Data excerpt:
==========

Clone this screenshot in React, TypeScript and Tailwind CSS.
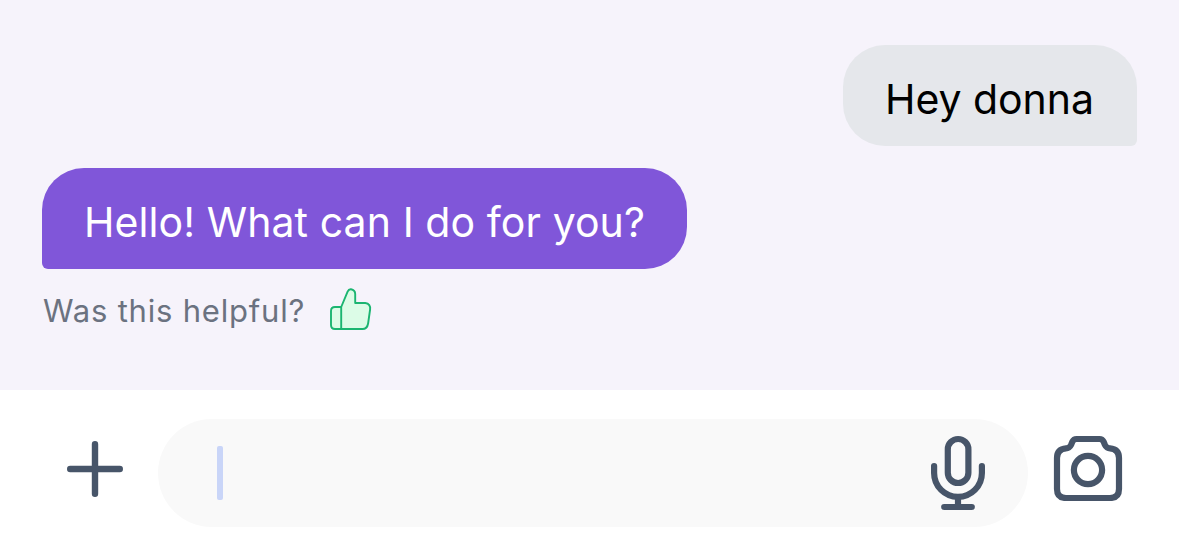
function PlusIcon() {
  return (
    <svg className="block h-14 w-14 shrink-0" viewBox="67 441 56 56" fill="none" stroke="#475569" strokeWidth="6.4" strokeLinecap="round">
      <path d="M95 444.2v49.6M70.2 469h49.6" />
    </svg>
  );
}

function MicIcon() {
  return (
    <svg className="block h-[76px] w-14 shrink-0" viewBox="930 435 56 76" fill="none" stroke="#475569" strokeWidth="6.2" strokeLinecap="round">
      <rect x="947.8" y="439" width="20.6" height="44" rx="10.3" />
      <path d="M934.1 466v7a23.9 23.9 0 0 0 47.8 0v-7M958 497v10M944.2 507h27.6" />
    </svg>
  );
}

function CameraIcon() {
  return (
    <svg className="block h-[66px] w-[70px] shrink-0" viewBox="1053 435 70 66" fill="none" stroke="#475569" strokeWidth="6.2" strokeLinejoin="round">
      <path d="M1076.5 439H1099.5Q1102.3 439 1103.6 441.6L1105 445Q1106.6 448.3 1110 448.3Q1119 449 1119 458V489Q1119 498 1110 498H1066Q1057 498 1057 489V458Q1057 449 1066 448.3Q1069.4 448.3 1071 445L1072.4 441.6Q1073.7 439 1076.5 439Z" />
      <circle cx="1088" cy="470" r="14.1" />
    </svg>
  );
}

function ThumbIcon() {
  return (
    <svg className="block h-11 w-11 shrink-0" viewBox="329 287 44 44" fill="#dcfce7" stroke="#1bb571" strokeWidth="1.9" strokeLinejoin="round">
      <path d="M341.2 307L347.6 291.6Q348.7 289 351 289.2Q355.2 290 355.2 294V303H365.2Q370.9 303.8 370.1 309.5L368.1 323.5Q367.2 329 362.5 329H335Q331 329 331 325V311Q331 307 335 307Z" />
      <path d="M341.2 307v22" />
    </svg>
  );
}

export default function App() {
  return (
    <div className="flex h-[550px] w-[1179px] flex-col overflow-hidden bg-[#f6f3fb] font-['Inter',sans-serif]">
      <main className="flex h-[390px] shrink-0 flex-col px-[42px] pt-[45px]">
        <div className="flex h-[101px] w-[294px] items-center self-end rounded-[42px] rounded-br-[6px] bg-[#e5e7eb] px-[42px] pt-2 text-[41px] whitespace-nowrap text-black">
          <span className="font-[370] tracking-[-0.05px]">Hey donna</span>
        </div>
        <div className="mt-[22px] flex h-[101px] w-[645px] items-center rounded-[42px] rounded-bl-[6px] bg-[#8056d9] px-[42px] pt-2 text-[41px] whitespace-nowrap text-white">
          <span className="font-[370] tracking-[0.08px]">Hello! What can I do for you?</span>
        </div>
        <div className="mt-[18px] flex h-11 items-center">
          <span className="w-[287px] pt-1 pl-px text-[31px] tracking-[0.8px] whitespace-nowrap text-[#6b7280]">Was this helpful?</span>
          <ThumbIcon />
        </div>
      </main>
      <footer className="flex h-40 shrink-0 items-start bg-white pt-[29px] pl-[67px]">
        <div className="mt-[22px]"><PlusIcon /></div>
        <div className="ml-[35px] flex h-[108px] w-[870px] items-start justify-between rounded-full bg-[#f9f9f9] pr-[42px] pl-[59px]">
          <div className="mt-[27px] h-[54px] w-[6px] rounded-[2px] bg-[#c9d5f8]" />
          <div className="mt-4"><MicIcon /></div>
        </div>
        <div className="mt-4 ml-[25px]"><CameraIcon /></div>
      </footer>
    </div>
  );
}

==========

Instructions to follow: Please transcribe the material above exactly as written. Leave the pictures out.

Result:
Clone this screenshot in React, TypeScript and Tailwind CSS.
function PlusIcon() {
  return (
    <svg className="block h-14 w-14 shrink-0" viewBox="67 441 56 56" fill="none" stroke="#475569" strokeWidth="6.4" strokeLinecap="round">
      <path d="M95 444.2v49.6M70.2 469h49.6" />
    </svg>
  );
}

function MicIcon() {
  return (
    <svg className="block h-[76px] w-14 shrink-0" viewBox="930 435 56 76" fill="none" stroke="#475569" strokeWidth="6.2" strokeLinecap="round">
      <rect x="947.8" y="439" width="20.6" height="44" rx="10.3" />
      <path d="M934.1 466v7a23.9 23.9 0 0 0 47.8 0v-7M958 497v10M944.2 507h27.6" />
    </svg>
  );
}

function CameraIcon() {
  return (
    <svg className="block h-[66px] w-[70px] shrink-0" viewBox="1053 435 70 66" fill="none" stroke="#475569" strokeWidth="6.2" strokeLinejoin="round">
      <path d="M1076.5 439H1099.5Q1102.3 439 1103.6 441.6L1105 445Q1106.6 448.3 1110 448.3Q1119 449 1119 458V489Q1119 498 1110 498H1066Q1057 498 1057 489V458Q1057 449 1066 448.3Q1069.4 448.3 1071 445L1072.4 441.6Q1073.7 439 1076.5 439Z" />
      <circle cx="1088" cy="470" r="14.1" />
    </svg>
  );
}

function ThumbIcon() {
  return (
    <svg className="block h-11 w-11 shrink-0" viewBox="329 287 44 44" fill="#dcfce7" stroke="#1bb571" strokeWidth="1.9" strokeLinejoin="round">
      <path d="M341.2 307L347.6 291.6Q348.7 289 351 289.2Q355.2 290 355.2 294V303H365.2Q370.9 303.8 370.1 309.5L368.1 323.5Q367.2 329 362.5 329H335Q331 329 331 325V311Q331 307 335 307Z" />
      <path d="M341.2 307v22" />
    </svg>
  );
}

export default function App() {
  return (
    <div className="flex h-[550px] w-[1179px] flex-col overflow-hidden bg-[#f6f3fb] font-['Inter',sans-serif]">
      <main className="flex h-[390px] shrink-0 flex-col px-[42px] pt-[45px]">
        <div className="flex h-[101px] w-[294px] items-center self-end rounded-[42px] rounded-br-[6px] bg-[#e5e7eb] px-[42px] pt-2 text-[41px] whitespace-nowrap text-black">
          <span className="font-[370] tracking-[-0.05px]">Hey donna</span>
        </div>
        <div className="mt-[22px] flex h-[101px] w-[645px] items-center rounded-[42px] rounded-bl-[6px] bg-[#8056d9] px-[42px] pt-2 text-[41px] whitespace-nowrap text-white">
          <span className="font-[370] tracking-[0.08px]">Hello! What can I do for you?</span>
        </div>
        <div className="mt-[18px] flex h-11 items-center">
          <span className="w-[287px] pt-1 pl-px text-[31px] tracking-[0.8px] whitespace-nowrap text-[#6b7280]">Was this helpful?</span>
          <ThumbIcon />
        </div>
      </main>
      <footer className="flex h-40 shrink-0 items-start bg-white pt-[29px] pl-[67px]">
        <div className="mt-[22px]"><PlusIcon /></div>
        <div className="ml-[35px] flex h-[108px] w-[870px] items-start justify-between rounded-full bg-[#f9f9f9] pr-[42px] pl-[59px]">
          <div className="mt-[27px] h-[54px] w-[6px] rounded-[2px] bg-[#c9d5f8]" />
          <div className="mt-4"><MicIcon /></div>
        </div>
        <div className="mt-4 ml-[25px]"><CameraIcon /></div>
      </footer>
    </div>
  );
}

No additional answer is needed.